For the first three quarters of the book, her pacing is organic, but unfortunately falls apart near the end, as though she doesn’t know how to stop writing. I skimmed passages that seemed to come from nowhere and kept thinking, where’s her editor? Why didn’t someone help her fix this? Apple Tree Yard warned me that whatever standard I've set in the beginning of the book, I have to keep it up to the bitter end.
Interestingly, Doughty lost more than her pacing in the latter part of the book. She puts a big effort into an intelligent concept, then reached out for a gimmicky ending by doing a Gotcha! For me, that type of thing breaks the contract between reader and writer, because doing an abrupt and unanticipated about-face is only for the purpose of fooling me. A writer as gifted as Doughty could’ve come up with a clever twist, and I would’ve admired that.
One last complaint about Apple Tree Yard. The narration is coloured with science, which for the most part is done well, but then enter stage left, the psychologist. Trying hard here to avoid spoilers, I’ll say that both technically and for continuity purposes, her psychology is unbelievable to anyone in the field and perhaps to readers who don’t have psych degrees and who haven’t been expert witnesses. Big red flag here to all of us – don’t skimp on your research. Have everything checked and rechecked by people in the field you’re writing about or risk blowing the illusion for a certain percentage of your readers.
So then I read two not-so-well written books, The Detective’s Daughter by Lesley Thomson and Mark Billingham’s The Dying Hours. Billingham himself is a lovely guy, but not a writer I’d take notes from. The crime genre is irresistible to me, like those nights you pull out a bag of crisps and eat the whole thing, only to wonder what craziness took hold of you. That itch scratched, I won’t go back to Billingham for a long time.
But The Detective’s Daughter is billed as intelligent crime writing. Although her concept intrigues, both her writing and characterisation fall short. Again, I wondered about who edited this book, because it reads like an early draft rather than a finished product; there’s also several typos in the printed version.

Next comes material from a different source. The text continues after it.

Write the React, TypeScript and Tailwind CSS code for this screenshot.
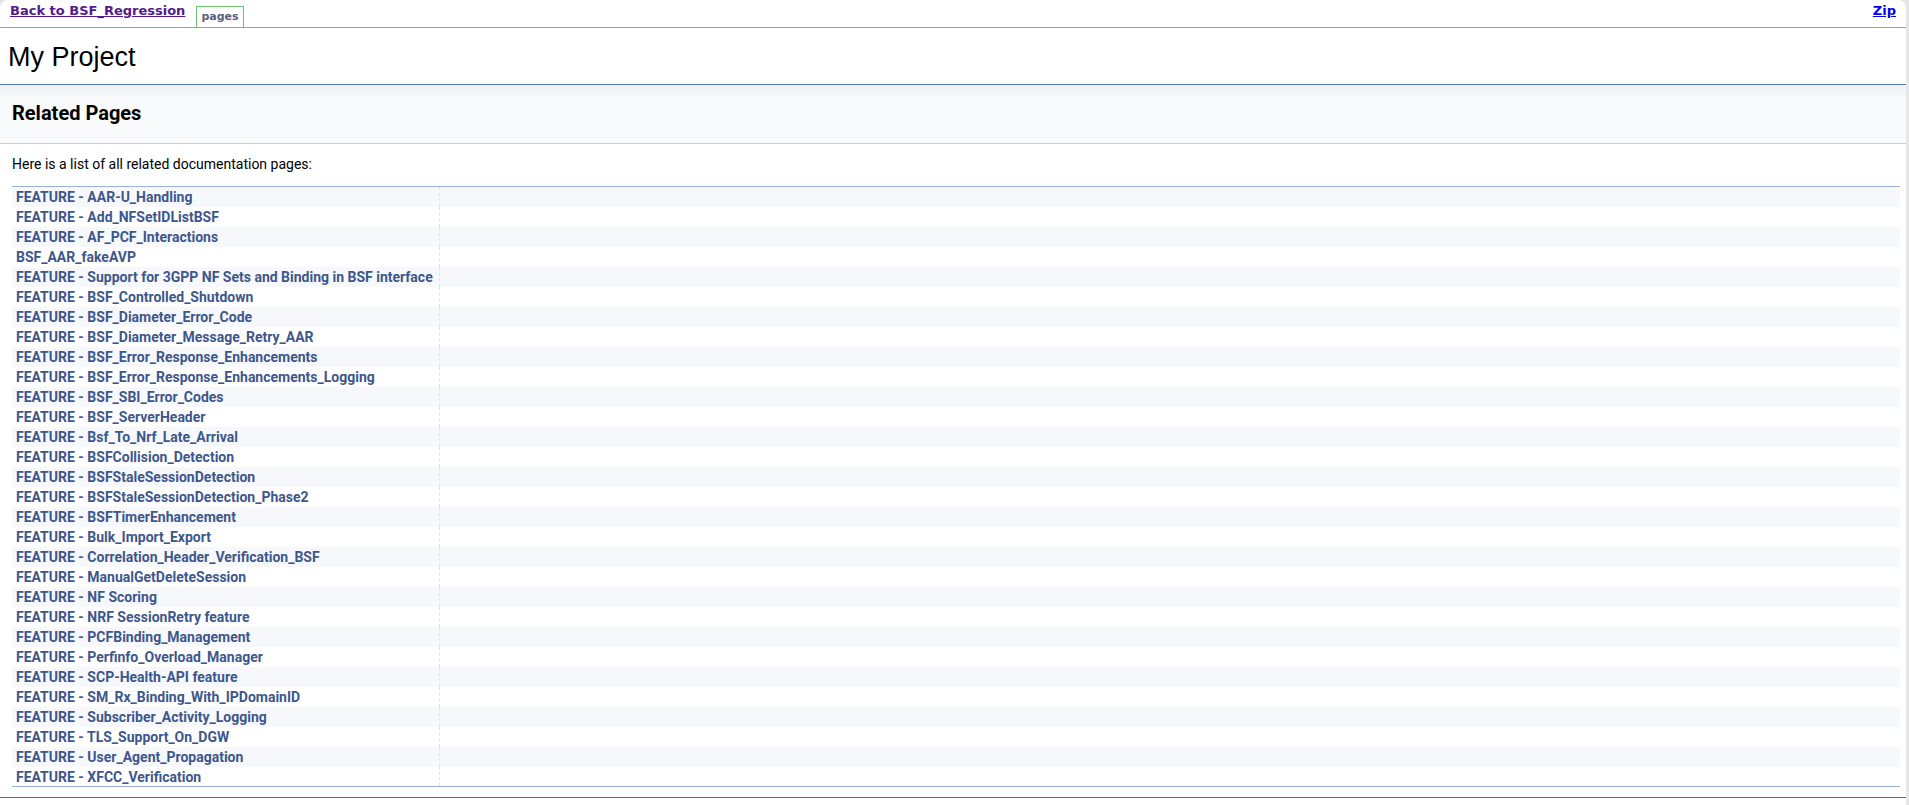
const pages = [
  'FEATURE - AAR-U_Handling',
  'FEATURE - Add_NFSetIDListBSF',
  'FEATURE - AF_PCF_Interactions',
  'BSF_AAR_fakeAVP',
  'FEATURE - Support for 3GPP NF Sets and Binding in BSF interface',
  'FEATURE - BSF_Controlled_Shutdown',
  'FEATURE - BSF_Diameter_Error_Code',
  'FEATURE - BSF_Diameter_Message_Retry_AAR',
  'FEATURE - BSF_Error_Response_Enhancements',
  'FEATURE - BSF_Error_Response_Enhancements_Logging',
  'FEATURE - BSF_SBI_Error_Codes',
  'FEATURE - BSF_ServerHeader',
  'FEATURE - Bsf_To_Nrf_Late_Arrival',
  'FEATURE - BSFCollision_Detection',
  'FEATURE - BSFStaleSessionDetection',
  'FEATURE - BSFStaleSessionDetection_Phase2',
  'FEATURE - BSFTimerEnhancement',
  'FEATURE - Bulk_Import_Export',
  'FEATURE - Correlation_Header_Verification_BSF',
  'FEATURE - ManualGetDeleteSession',
  'FEATURE - NF Scoring',
  'FEATURE - NRF SessionRetry feature',
  'FEATURE - PCFBinding_Management',
  'FEATURE - Perfinfo_Overload_Manager',
  'FEATURE - SCP-Health-API feature',
  'FEATURE - SM_Rx_Binding_With_IPDomainID',
  'FEATURE - Subscriber_Activity_Logging',
  'FEATURE - TLS_Support_On_DGW',
  'FEATURE - User_Agent_Propagation',
  'FEATURE - XFCC_Verification',
];

export default function App() {
  return (
    <div className="min-h-screen bg-[#e6e6e6]">
      <div className="w-[1906px] min-h-[805px] bg-white rounded-t-[8px] overflow-hidden">
        {/* Top nav bar */}
        <div className="flex h-[28px] border-b border-[#6cc36c] pl-[10px] pr-[10px] font-['DejaVu_Sans',sans-serif]">
          <a href="#" className="mt-[3px] text-[13px] leading-[16px] font-bold text-[#551a8b] underline">
            Back to BSF_Regression
          </a>
          <span className="ml-[11px] mt-[6px] h-[22px] border border-b-0 border-[#6cc36c] px-[4px] pt-[2px] text-[11px] leading-[16px] font-bold text-[#5a6080]">
            pages
          </span>
          <a href="#" className="ml-auto mt-[3px] text-[13px] leading-[16px] font-bold text-[#0000ee] underline">
            Zip
          </a>
        </div>

        {/* Project title */}
        <div className="h-[57px] border-b border-[#5373b4] pl-[8px] pt-[13px]">
          <div className="font-['Liberation_Sans',Arial,sans-serif] text-[27px] leading-[32px] text-black">
            My Project
          </div>
        </div>

        {/* Header */}
        <div className="h-[59px] border-b border-[#c4cfe5] bg-gradient-to-b from-[#eef1f7] to-[#f9fafc] to-[25%] pl-[12px] pt-[14px]">
          <div className="font-['Roboto',sans-serif] text-[20px] leading-[28px] font-bold text-black">
            Related Pages
          </div>
        </div>

        {/* Contents */}
        <div className="pl-[12px] pr-[6px] font-['Roboto',sans-serif]">
          <p className="mt-[9px] text-[14px] leading-[22px] text-black">
            Here is a list of all related documentation pages:
          </p>
          <table className="mt-[11px] w-full border-collapse border-y border-[#9cafd4] text-[14px] leading-[17px]">
            <tbody>
              {pages.map((p, i) => (
                <tr key={p} className={i % 2 === 0 ? 'bg-[#f7f8fb]' : 'bg-white'}>
                  <td className="h-[20px] whitespace-nowrap border-r border-dashed border-[#e2e2e2] p-0 pl-[4px] pr-[6px] pt-[2px] align-top">
                    <a href="#" className="font-bold text-[#3d578c]">
                      {p}
                    </a>
                  </td>
                  <td className="h-[20px] w-full p-0" />
                </tr>
              ))}
            </tbody>
          </table>
        </div>

        {/* Footer rule */}
        <div className="mt-[10px] border-t border-[#4a6aaa]" />
      </div>
    </div>
  );
}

Along the same vein, Thomson’s narrative, in some instances, reads like the notes taken from her research, rather than prose. I’ve done this myself, forget to dress up the research into a story, into fiction. No matter how interesting we find our own research, reporting it isn’t the purpose of the novel. You sneak it into the story, like the conniving person that a writer has to be.
The book also reads as if Thomson were beating several drums at once, and not in rhythm. As a writer who has multiple themes going in my work, I know this is a tricky thing, and not one I always do well. But no matter how strong our passion for a social injustice, it has to be distilled into art. Fiction first and foremost is to make us believe a lie. Whatever social change comes of it is secondary.
So that’s January’s fiction reading and I learned something from all five of them. If you’ve read any of these books, let’s discuss them.